The above statement is an affine statement, but we can replace it by an equivalent linear statement, which is that if x1,…,xn are non-zero vectors in a (real) vector space V such that for any two of the vectors xi,xj there is a third, xk that lies in their span, then there is a 2-dimensional subspace that contains all the vectors. (To see the equivalence, project the vectors from zero to a random affine subspace, and then belonging to a 2-dimensional subspace translates into collinearity.)
From this we can deduce that if L is a finite collection of linear polynomials in n variables x1,…,xn, and if for any two polynomials L1,L2 from the collection there is a third polynomial L3 from the collection such that L3(x1,…,xn)=0 whenever L1(x1,…,xn)=L2(x1,…,xn)=0, then L is contained in a 2-dimensional subspace. Indeed, if the coefficients of L3 are a linear combination of those of L1 and L2, then any solution of L1 and L2 is clearly a solution of L3, and since the polynomials are linear, the converse is true as well.

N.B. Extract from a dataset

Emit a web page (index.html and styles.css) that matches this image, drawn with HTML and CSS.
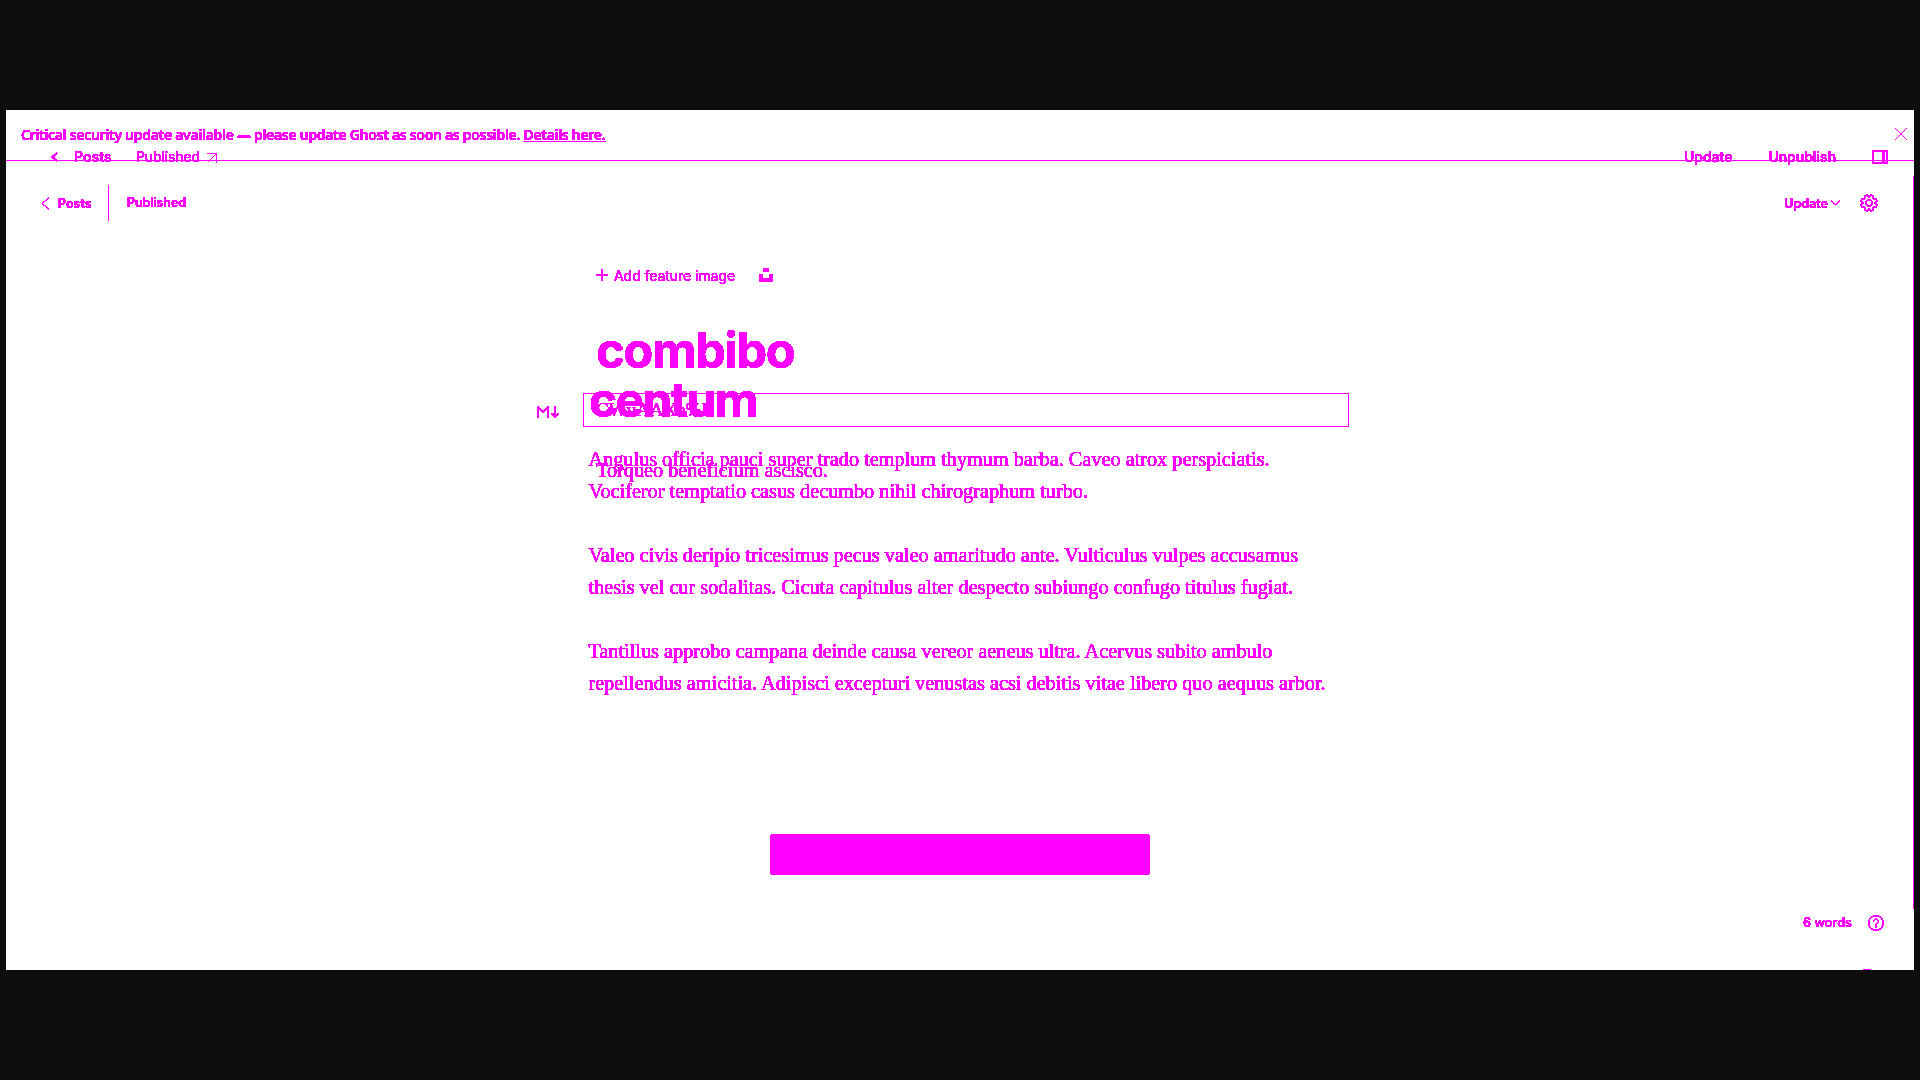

The author generalizes this statement by replacing L with a finite collection Q of quadratic polynomials in n variables (in fact over C) which are assumed to be irreducible. The conclusion is now that the subspace generated by Q is of bounded dimension.
It is always interesting to prove non-trivial higher-degree generalizations of linear results, but that is far from the only, or even main, motivation for this paper, which comes from computational complexity. An important theme in that field is polynomial identity testing – you are given a formula for a multivariable polynomial, and you would like to determine (with an efficient algorithm) whether that polynomial is identically zero. (This is of course equivalent to the problem of testing whether two polynomials agree as functions.) More precisely, you are given an arithmetic circuit, which is a directed graph with n input nodes and one output node, with each non-input node labelled with + or ×). Another way of thinking about it is that you have a sequence of polynomials, starting with x1,…,xn, with each subsequent one obtained by adding or multiplying some of the earlier ones together.

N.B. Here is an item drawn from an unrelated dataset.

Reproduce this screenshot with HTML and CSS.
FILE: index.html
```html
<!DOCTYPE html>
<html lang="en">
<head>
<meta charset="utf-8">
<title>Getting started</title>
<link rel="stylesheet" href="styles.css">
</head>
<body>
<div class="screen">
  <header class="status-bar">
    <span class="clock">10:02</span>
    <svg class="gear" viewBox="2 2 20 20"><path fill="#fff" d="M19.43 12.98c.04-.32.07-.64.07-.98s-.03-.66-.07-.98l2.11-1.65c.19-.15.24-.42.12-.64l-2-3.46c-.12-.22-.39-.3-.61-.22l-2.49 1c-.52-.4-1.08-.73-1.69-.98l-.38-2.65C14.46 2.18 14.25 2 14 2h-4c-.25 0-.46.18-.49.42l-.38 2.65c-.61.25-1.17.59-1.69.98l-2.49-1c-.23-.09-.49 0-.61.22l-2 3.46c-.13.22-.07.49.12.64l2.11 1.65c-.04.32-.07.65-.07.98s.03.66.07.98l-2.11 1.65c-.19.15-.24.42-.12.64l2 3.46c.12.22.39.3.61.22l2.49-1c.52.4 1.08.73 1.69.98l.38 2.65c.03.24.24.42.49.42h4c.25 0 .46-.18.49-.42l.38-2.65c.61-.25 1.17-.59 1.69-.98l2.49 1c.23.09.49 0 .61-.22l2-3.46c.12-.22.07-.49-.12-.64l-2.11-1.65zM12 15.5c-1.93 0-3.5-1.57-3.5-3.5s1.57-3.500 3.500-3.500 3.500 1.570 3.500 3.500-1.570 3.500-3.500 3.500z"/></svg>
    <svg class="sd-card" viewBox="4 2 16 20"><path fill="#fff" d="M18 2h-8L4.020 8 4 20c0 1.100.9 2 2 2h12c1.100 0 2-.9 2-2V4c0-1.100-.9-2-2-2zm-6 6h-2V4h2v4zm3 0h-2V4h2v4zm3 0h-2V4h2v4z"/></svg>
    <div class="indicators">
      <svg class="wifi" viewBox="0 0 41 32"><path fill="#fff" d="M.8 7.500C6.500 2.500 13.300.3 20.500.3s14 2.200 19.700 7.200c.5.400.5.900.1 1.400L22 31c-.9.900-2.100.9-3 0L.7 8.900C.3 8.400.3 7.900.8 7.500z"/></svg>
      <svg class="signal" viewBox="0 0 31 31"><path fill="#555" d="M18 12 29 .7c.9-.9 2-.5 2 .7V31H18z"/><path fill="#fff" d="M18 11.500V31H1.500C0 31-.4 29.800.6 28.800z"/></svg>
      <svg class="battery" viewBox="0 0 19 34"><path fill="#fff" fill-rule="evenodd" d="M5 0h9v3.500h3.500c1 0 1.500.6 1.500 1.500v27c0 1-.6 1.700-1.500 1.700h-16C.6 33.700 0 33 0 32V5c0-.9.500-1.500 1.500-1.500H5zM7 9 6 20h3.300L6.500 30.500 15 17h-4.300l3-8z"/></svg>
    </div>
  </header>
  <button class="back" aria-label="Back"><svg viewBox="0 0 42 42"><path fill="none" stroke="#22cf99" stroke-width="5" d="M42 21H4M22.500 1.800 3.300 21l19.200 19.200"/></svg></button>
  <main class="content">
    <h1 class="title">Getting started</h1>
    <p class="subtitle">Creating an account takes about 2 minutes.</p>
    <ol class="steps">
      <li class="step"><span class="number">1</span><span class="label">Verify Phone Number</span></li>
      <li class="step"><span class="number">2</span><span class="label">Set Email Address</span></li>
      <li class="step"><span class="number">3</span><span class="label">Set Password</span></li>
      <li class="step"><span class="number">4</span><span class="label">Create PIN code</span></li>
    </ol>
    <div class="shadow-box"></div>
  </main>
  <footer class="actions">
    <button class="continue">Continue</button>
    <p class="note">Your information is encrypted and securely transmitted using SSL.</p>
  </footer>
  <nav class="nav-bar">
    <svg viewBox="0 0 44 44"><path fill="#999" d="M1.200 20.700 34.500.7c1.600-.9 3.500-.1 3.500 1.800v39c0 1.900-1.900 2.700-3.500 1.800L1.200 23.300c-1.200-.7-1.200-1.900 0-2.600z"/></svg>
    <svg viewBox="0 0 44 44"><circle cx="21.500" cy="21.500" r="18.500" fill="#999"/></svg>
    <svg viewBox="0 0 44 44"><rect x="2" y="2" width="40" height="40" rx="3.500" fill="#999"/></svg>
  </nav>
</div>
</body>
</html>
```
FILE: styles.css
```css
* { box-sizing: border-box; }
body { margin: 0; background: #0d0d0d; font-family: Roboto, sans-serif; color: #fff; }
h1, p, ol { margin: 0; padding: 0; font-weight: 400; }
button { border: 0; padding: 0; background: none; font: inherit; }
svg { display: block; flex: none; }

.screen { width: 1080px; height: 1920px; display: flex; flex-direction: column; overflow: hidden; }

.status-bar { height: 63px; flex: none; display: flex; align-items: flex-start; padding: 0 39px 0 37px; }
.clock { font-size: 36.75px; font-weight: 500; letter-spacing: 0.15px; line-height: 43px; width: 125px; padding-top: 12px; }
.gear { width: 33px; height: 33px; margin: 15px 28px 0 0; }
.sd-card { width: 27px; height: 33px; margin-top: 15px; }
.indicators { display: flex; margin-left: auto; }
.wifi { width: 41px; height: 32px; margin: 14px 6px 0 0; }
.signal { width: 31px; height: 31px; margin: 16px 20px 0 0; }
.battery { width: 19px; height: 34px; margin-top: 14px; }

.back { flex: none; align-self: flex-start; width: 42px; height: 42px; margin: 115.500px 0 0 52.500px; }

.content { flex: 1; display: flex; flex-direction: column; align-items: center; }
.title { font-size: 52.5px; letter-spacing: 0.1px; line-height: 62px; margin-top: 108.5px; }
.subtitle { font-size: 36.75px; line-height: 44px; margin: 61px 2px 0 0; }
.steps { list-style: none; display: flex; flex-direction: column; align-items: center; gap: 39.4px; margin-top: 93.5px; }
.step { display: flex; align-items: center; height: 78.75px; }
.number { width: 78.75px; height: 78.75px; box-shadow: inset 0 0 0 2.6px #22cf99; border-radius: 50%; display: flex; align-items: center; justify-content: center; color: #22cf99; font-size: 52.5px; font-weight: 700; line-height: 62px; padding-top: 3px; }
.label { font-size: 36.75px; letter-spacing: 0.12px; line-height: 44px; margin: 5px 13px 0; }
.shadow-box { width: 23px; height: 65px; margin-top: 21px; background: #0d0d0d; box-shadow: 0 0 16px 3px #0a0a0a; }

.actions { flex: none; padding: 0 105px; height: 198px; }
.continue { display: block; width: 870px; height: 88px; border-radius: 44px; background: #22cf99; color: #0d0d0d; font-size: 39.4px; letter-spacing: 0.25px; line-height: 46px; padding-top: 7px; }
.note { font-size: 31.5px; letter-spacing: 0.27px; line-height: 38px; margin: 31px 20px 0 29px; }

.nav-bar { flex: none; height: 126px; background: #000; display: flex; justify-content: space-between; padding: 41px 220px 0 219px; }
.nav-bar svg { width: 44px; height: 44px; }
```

It turns out that for certain special classes of arithmetic circuits, if they compute the zero polynomial, then one can obtain Sylvester-Gallai-type conditions concerning linear forms that are used to build it up. Applying the Sylvester-Gallai theorem one deduces that these linear forms live in a low-dimensional space, which allows one to apply an invertible linear transformation and obtain a polynomial in a bounded number of variables, for which identity testing is easy.
The circuits in question have depth 3 – this means that the longest directed path in the directed graph has at most three edges – as well as satisfying certain additional conditions. Significant additional difficulties arise if one increases the depth to 4, but there is an ambitious conjecture of Gupta, which is thought to be hard, that attempts to resolve them. He also formulated a sequence of related conjectures in the direction of his main conjecture, which are generalizations of the Sylvester-Gallai theorem. One of them is that the (dualized) Sylvester-Gallai theorem holds for polynomials of bounded degree. By proving the result for quadratic polynomials, this paper establishes the first non-trivial case of the conjecture.
The proof of the theorem is also very interesting, in that it brings tools from theoretical computer science to bear on a problem in combinatorial (and algebraic) geometry. Particularly striking is that in order to prove the result, the author makes significant use of a “robust” version of the linear theorem. In the original formulation it states that if we have a set S of n points for which we assume only that for each point x in S there are at least δn other points y in S such that the line through x and y passes through at least one further point in S, then S is contained in an O(1/δ)-dimensional space. It seems that extending the results to higher-degree polynomials would require significant further ideas, but this is an important first step.